A Cost-Benefit Approach to Fault Tolerant Communication and Information Access

Yearly Technical Report, July 2002

Objective:

Our goal is to develop a Cost-Benefit framework for fault tolerant communication and information access that addresses extremely powerful adversaries that were never handled in the past. The project will develop the theory and algorithms required to overcome strong network attacks, while providing theoretically provable performance bounds. We will build a system that incorporates these algorithms, and that exhibits good performance in practice.

Approach:

Our technical approach includes the following innovative topics:

Analysis of strong adversary models: In order to understand how robust our solutions must be, we need to first understand what is the model of possible attacks and errors. This project introduces a collection of adversary models. They range from a simple predictable slow adversary, to a somewhat limited "stable path" adversary (which allows communication over a path to be successfully completed), to a totally unpredictable adversary (which can selectively block traffic based on type, source, destination, etc.). Many of these models have not been considered in the literature so far.
New routing and dissemination protocols: We present a suite of novel routing protocols tailored to the above adversary models and prove that these protocols perform in a near-optimal manner. Specifically, we present novel solutions that, in case an operational path exists, will be able to find it. Even when no path exist for more than a very short time (shorter than network round-trip time) we still are able to pass packets between source and destination. Our goal is to support the performance and correctness properties of these protocols by rigorous analysis. We aim our analysis not to assume anything about either the topology or the traffic patterns in the network, and not to assume a known correlation between past and future behavior of the adversary.
New replication protocol: When there is no theoretic possibility of communication, say in the case of a cut in the network, one can still continue the operation by making sure that the data is replicated in most areas, or at least in the areas where disconnection is likely. We will develop a suite of replication protocols that can handle a range of adversaries and can gracefully degrade performance and semantics as the network hostility increases. We aim at being able to replicate an ACID database as this is the most demanding replication problem.
A Cost-Benefit decision framework: This framework is used to select the most suitable protocol as network conditions change, both for network-level protocols such as routing and flow control, and data-level protocols such as replication. The main idea is to consider the marginal benefit obtained by the application when consuming a given resource, versus the "opportunity cost" of using this resource. The latter is the benefit that may potentially be lost by other applications if this resource is committed. In the network level, the decision is based on application tolerance to delay, and the reliability of the network. In the data level, the decision is based on the cost of inaccessibility of data, the cost of updating replicas, and the synchronization cost of replication.
An overlay network architecture: We develop an overlay network architecture that will make these protocols practical since they are too complex to have any hope to be implemented in general Internet routers anytime soon.

Accomplishments:

Overlay network infrastructure

In order to better analyze and understand the overlay networks paradigm in an environment defined by weaker semantics, we developed a stand alone prototyple called "Spines" using the client-daemon architecture that is able to build and automatically configure a dynamic overlay network. Our Overlay Network aims to be very scalable, as it does not have any limitation in number of nodes or links, other than what the routing protocol used can support.
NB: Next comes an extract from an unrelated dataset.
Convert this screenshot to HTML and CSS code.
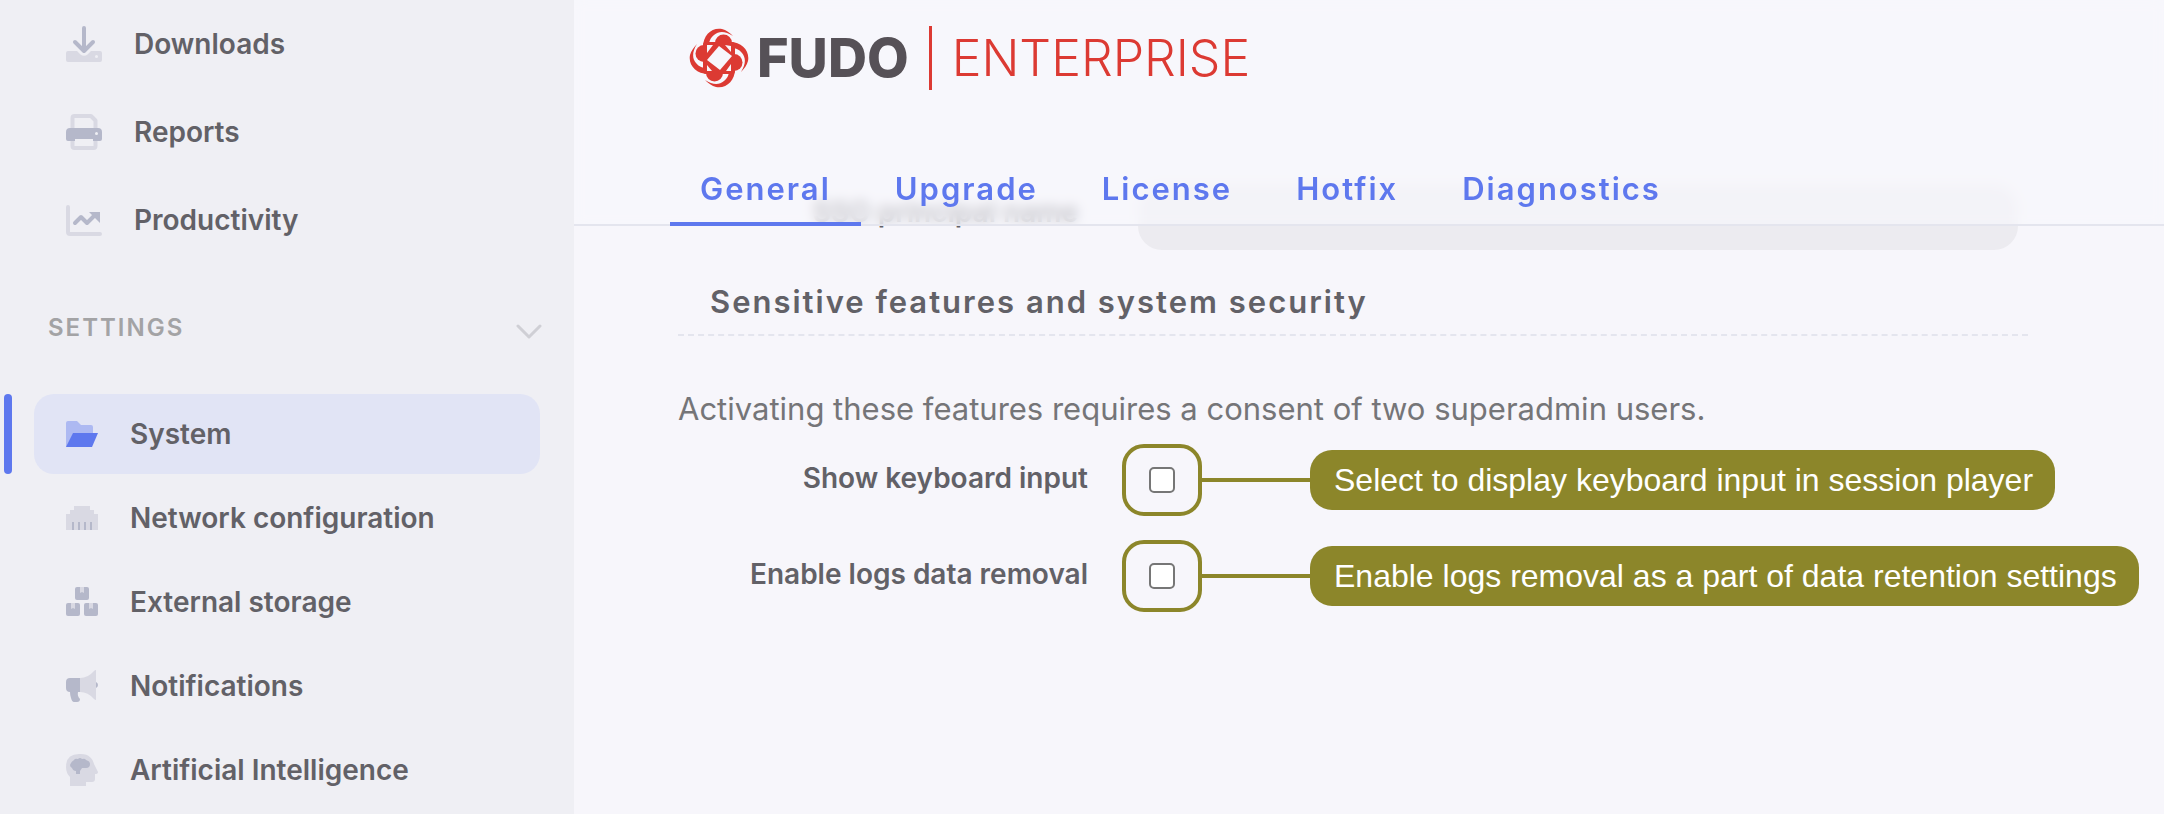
FILE: index.html
```html
<!DOCTYPE html>
<html lang="en">

<head>
    <meta charset="UTF-8">
    <meta name="viewport" content="width=device-width, initial-scale=1.0">
    <title>System - Fudo Enterprise</title>
    <link rel="stylesheet" href="styles.css">
</head>

<body>
    <aside class="sidebar">
        <nav class="menu menu-main">
            <a href="#" class="menu-item">
                <svg class="icon" viewBox="0 0 36 36">
                    <path class="light" d="M2 25h9l3.500 3.500q3.500 2.500 7 0L25 25h9q2 0 2 2v7q0 2-2 2H2q-2 0-2-2v-7q0-2 2-2z" />
                    <circle class="hole" cx="30.500" cy="30.500" r="1.500" />
                    <path class="line" d="M18 2v22M9 16l9 9 9-9" />
                </svg>
                Downloads
            </a>
            <a href="#" class="menu-item">
                <svg class="icon" viewBox="0 0 36 36">
                    <path class="line-light" d="M6.500 15V4q0-2 2-2H25l4.500 4.500V15M6.500 26v6q0 2 2 2h19q2 0 2-2v-6" />
                    <path class="dark" d="M4 14h28q4 0 4 4v7q0 2-2 2h-7v-2H9v2H2q-2 0-2-2v-7q0-4 4-4z" />
                    <circle class="hole" cx="30.500" cy="19.500" r="1.500" />
                </svg>
                Reports
            </a>
            <a href="#" class="menu-item">
                <svg class="icon" viewBox="0 0 36 36">
                    <path class="line-light" d="M2 5v25q0 2 2 2h30" />
                    <path class="line" d="M9 21l6-6 6 6 9-9" />
                    <path class="dark" d="M23 10h11v11z" />
                </svg>
                Productivity
            </a>
        </nav>

        <button type="button" class="section-toggle">
            <span>SETTINGS</span>
            <svg class="chevron" viewBox="0 0 26 16">
                <path d="M2 2l11 11L24 2" />
            </svg>
        </button>

        <nav class="menu menu-settings">
            <a href="#" class="menu-item active">
                <svg class="icon" viewBox="0 0 32 32">
                    <path class="light" d="M0 29V5q0-2 2-2h9l4 4h10q2 0 2 2v6z" />
                    <path class="dark" d="M7 15h25l-6 14H0z" />
                </svg>
                System
            </a>
            <a href="#" class="menu-item">
                <svg class="icon" viewBox="0 0 32 32">
                    <path class="light" d="M0 28V12h4V8h4V4h16v4h4v4h4v16z" />
                    <path class="dark" d="M6 20h2v8H6zM12 20h2v8h-2zM18 20h2v8h-2zM24 20h2v8h-2z" />
                </svg>
                Network configuration
            </a>
            <a href="#" class="menu-item">
                <svg class="icon" viewBox="0 0 32 32">
                    <rect class="dark" x="9" y="1" width="14" height="13" rx="2" />
                    <rect class="dark" x="0" y="17" width="14" height="13" rx="2" />
                    <rect class="dark" x="18" y="17" width="14" height="13" rx="2" />
                    <path class="light" d="M14 1h4v6l-2-1-2 1zM5 17h4v6l-2-1-2 1zM23 17h4v6l-2-1-2 1z" />
                </svg>
                External storage
            </a>
            <a href="#" class="menu-item">
                <svg class="icon" viewBox="0 0 32 32">
                    <path class="dark" d="M4 8h10v14h-2q-1 4 2 7 0 3-3 3H8q-2 0-3-4-1-3-1-6-4 0-4-4v-6q0-4 4-4zM30 12q2 1 2 3t-2 3z" />
                    <path class="light" d="M14 8q8 0 14-7 1-1 2-1v30q-1 0-2-1-6-7-14-7z" />
                </svg>
                Notifications
            </a>
            <a href="#" class="menu-item">
                <svg class="icon" viewBox="0 0 32 32">
                    <path class="light" d="M13 0h2c8 0 12 5 13 10l4 8q0 2-3 2v5q0 3-3 3h-6v4H4v-9Q0 19 0 13 0 0 13 0z" />
                    <path class="dark" d="M8 6q1-2 4-1 2-2 4 0 3-1 4 1 4 1 4 4 0 4-4 4h-4l-2 3v3h-4v-3q-3 0-4-3-2-1-2-3 1-3 4-5z" />
                </svg>
                Artificial Intelligence
            </a>
        </nav>
    </aside>

    <main class="content">
        <header class="header">
            <a href="#" class="logo">
                <svg class="logo-mark" viewBox="0 0 60 60">
                    <defs>
                        <g id="petal">
                            <path d="M14 19C14 7 23-1 33 1c4 1 8 4 11 7C36 3 30 3 25 7c-4 3-5 7-5 11z" />
                            <circle cx="34.500" cy="15" r="8.500" />
                        </g>
                    </defs>
                    <use href="#petal" />
                    <use href="#petal" transform="rotate(90 30 30)" />
                    <use href="#petal" transform="rotate(180 30 30)" />
                    <use href="#petal" transform="rotate(270 30 30)" />
                    <rect x="14" y="14" width="32" height="32" rx="3" />
                    <path class="cut" d="M30 18l13 10-12 14-13-10z" />
                    <path class="cut" d="M18 17h6l-6 8zM36 17l6 1v6zM42 43h-5l5-7zM18 43v-6l5 6z" />
                </svg>
                <span class="logo-name">FUDO</span>
                <span class="logo-edition">ENTERPRISE</span>
            </a>
            <nav class="tabs">
                <a href="#" class="tab active">General</a>
                <a href="#" class="tab">Upgrade</a>
                <a href="#" class="tab">License</a>
                <a href="#" class="tab">Hotfix</a>
                <a href="#" class="tab">Diagnostics</a>
            </nav>
        </header>

        <form class="settings">
            <div class="row row-scrolled">
                <label for="sso">SSO principal name</label>
                <input type="text" id="sso" class="text-field">
            </div>

            <h2>Sensitive features and system security</h2>
            <p class="hint">Activating these features requires a consent of two superadmin users.</p>

            <div class="row">
                <label for="keyboard">Show keyboard input</label>
                <div class="marker"><input type="checkbox" id="keyboard"></div>
                <div class="callout">Select to display keyboard input in session player</div>
            </div>
            <div class="row">
                <label for="logs">Enable logs data removal</label>
                <div class="marker"><input type="checkbox" id="logs"></div>
                <div class="callout">Enable logs removal as a part of data retention settings</div>
            </div>
        </form>
    </main>
</body>

</html>
```
FILE: styles.css
```css
* {
    box-sizing: border-box;
}

body {
    display: flex;
    min-height: 100vh;
    margin: 0;
    font-family: Inter, "Liberation Sans", sans-serif;
    background-color: #f7f6fb;
    color: #626167;
}

a {
    color: inherit;
    text-decoration: none;
}

/* sidebar */
.sidebar {
    flex: 0 0 574px;
    background-color: #efeff4;
}

.menu {
    display: flex;
    flex-direction: column;
}

.menu-item {
    position: relative;
    display: flex;
    align-items: center;
    height: 80px;
    padding-left: 32px;
    border-radius: 20px;
    font-size: 28px;
    font-weight: 600;
}

.menu-main {
    gap: 8px;
    padding: 4px 34px 0;
}

.menu-settings {
    gap: 4px;
    padding: 0 34px;
}

.icon {
    width: 32px;
    height: 32px;
    margin-right: 32px;
}

.menu-main .icon {
    width: 36px;
    height: 36px;
}

.light {
    fill: #d9d9e3;
}

.dark {
    fill: #b5b8ca;
}

.hole {
    fill: #efeff4;
}

.line,
.line-light {
    fill: none;
    stroke: #b5b8ca;
    stroke-width: 4;
    stroke-linecap: round;
    stroke-linejoin: round;
}

.line-light {
    stroke: #d9d9e3;
}

.menu-item.active {
    background-color: #e1e4f5;
}

.menu-item.active::before {
    content: "";
    position: absolute;
    left: -30px;
    width: 8px;
    height: 80px;
    border-radius: 4px;
    background-color: #5e78ee;
}

.active .light {
    fill: #adb9f2;
}

.active .dark {
    fill: #5e78ee;
}

.section-toggle {
    display: flex;
    align-items: center;
    justify-content: space-between;
    width: 100%;
    height: 134px;
    padding: 0 32px 0 48px;
    border: none;
    background: none;
    color: #a3a3a5;
    font-family: inherit;
    font-size: 24px;
    font-weight: 600;
    letter-spacing: 2px;
    cursor: pointer;
}

.chevron {
    width: 26px;
    height: 16px;
    margin-top: 10px;
    fill: none;
    stroke: #cfcfd5;
    stroke-width: 3;
    stroke-linecap: round;
    stroke-linejoin: round;
}

/* header stays above the scrolled form */
.content {
    flex: 1;
    min-width: 0;
}

.header {
    position: sticky;
    top: 0;
    z-index: 1;
    height: 226px;
    display: flex;
    flex-direction: column;
    justify-content: space-between;
    border-bottom: 2px solid #e4e5ee;
    background-color: rgba(247, 247, 252, 0.65);
    backdrop-filter: blur(6px);
}

.logo {
    display: flex;
    align-items: center;
    height: 64px;
    margin: 26px 0 0 115px;
    line-height: 64px;
}

.logo-mark {
    width: 60px;
    height: 60px;
    margin-right: 8px;
    fill: #dc3a33;
}

.cut {
    fill: #f7f6fb;
}

.logo-name {
    color: #565157;
    font-size: 54px;
    font-weight: 800;
}

.logo-edition {
    margin-left: 20px;
    padding-left: 20px;
    border-left: 3px solid #dc3a33;
    color: #dc3a33;
    font-size: 50px;
    font-weight: 300;
}

.tabs {
    display: flex;
    gap: 4px;
    padding-left: 96px;
    margin-bottom: -2px;
}

.tab {
    height: 74px;
    padding: 0 30px;
    border-bottom: 4px solid transparent;
    color: #5e78ee;
    font-size: 31px;
    font-weight: 600;
    line-height: 74px;
    letter-spacing: 2px;
}

.tab.active {
    border-bottom-color: #5e78ee;
}

/* form */
.settings {
    padding: 0 136px 0 104px;
}

.row {
    display: flex;
    align-items: center;
    height: 96px;
}

.row label {
    flex: 0 0 410px;
    margin-right: 34px;
    padding-bottom: 4px;
    text-align: right;
    font-size: 28px;
    font-weight: 600;
}

.row-scrolled {
    height: 72px;
    margin-top: -48px;
}

.row-scrolled label {
    flex-basis: 400px;
    margin-right: 60px;
}

.text-field {
    flex: 1;
    align-self: flex-end;
    height: 66px;
    margin-right: 10px;
    padding: 0 24px;
    border: none;
    border-radius: 24px;
    background-color: #ecebf0;
    font-size: 28px;
}

h2 {
    margin: 0 0 50px;
    padding: 30px 32px 10px;
    border-bottom: 2px dashed #e4e5ee;
    font-size: 31px;
    font-weight: 600;
    line-height: 44px;
    letter-spacing: 2px;
}

.hint {
    margin: 0;
    color: #757578;
    font-size: 31px;
    line-height: 46px;
}

.marker {
    display: flex;
    align-items: center;
    justify-content: center;
    flex: 0 0 80px;
    height: 72px;
    border: 4px solid #8c862a;
    border-radius: 22px;
}

.marker input {
    appearance: none;
    width: 26px;
    height: 26px;
    margin: 0;
    border: 2px solid #767676;
    border-radius: 5px;
    background-color: #fff;
}

.marker input:checked {
    background-color: #5e78ee;
}

.callout {
    position: relative;
    flex: none;
    height: 60px;
    margin-left: 108px;
    padding: 0 22px 0 24px;
    border-radius: 22px;
    background-color: #8c862a;
    color: #fff;
    font-family: "Liberation Sans", Arial, sans-serif;
    font-size: 32px;
    line-height: 60px;
}

/* line from the checkbox to its note */
.callout::before {
    content: "";
    position: absolute;
    top: 28px;
    right: 100%;
    width: 108px;
    height: 4px;
    background-color: #8c862a;
}
```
In the current implementation we provide only unreliable, best effort semantics, similarly with UDP. The overlay networks configures itself automatically, and dynamically grows or shrinks as nodes decide to join or leave the network, and supports partitions, merges, crashes and recoveries, and any such cascading events. Applications that use the overlay network use a simple API consisting in four calls (that provide connect, disconnect, send and receive), very similar to UDP socket functions.

We continued developing Spines by adding reliablility semantics, both hop by hop and end to end, similar to TCP. We showed in simulations how using hop by hop reliablility in an overlay improves the performance in terms of latency of point to point TCP connections.

We implemented the first mechanisms leading us to support multipath routing in Spines. These include the detection of the level of link congestion, necessary for a TCP-friendly pricing mechanism in the Cost-Benefit framework.

Cost benefit decision making

We have rewritten our global flow control in the ns2 simulation. The new implementation scales much better with the number of sites. We are now able to simulate our cost-benefit flow control in network scenarios with up to 1600 sites, 800 different senders sending to several groups each, out of 800 different groups in the system. This gives us the ability to simulate very large overlay networks.

New replication protocol

We continued to work on optimizing and evaluating the replication architecture. We discovered and corrected several performance issues with the engine itself and designed a significant latency optimization to Safe messages in the Spread Toolkit that improved the performance of the replication system as a whole. A complete replicated database solution for the PostgreSQL database was produced and formed the basic version upon which we ran experiments.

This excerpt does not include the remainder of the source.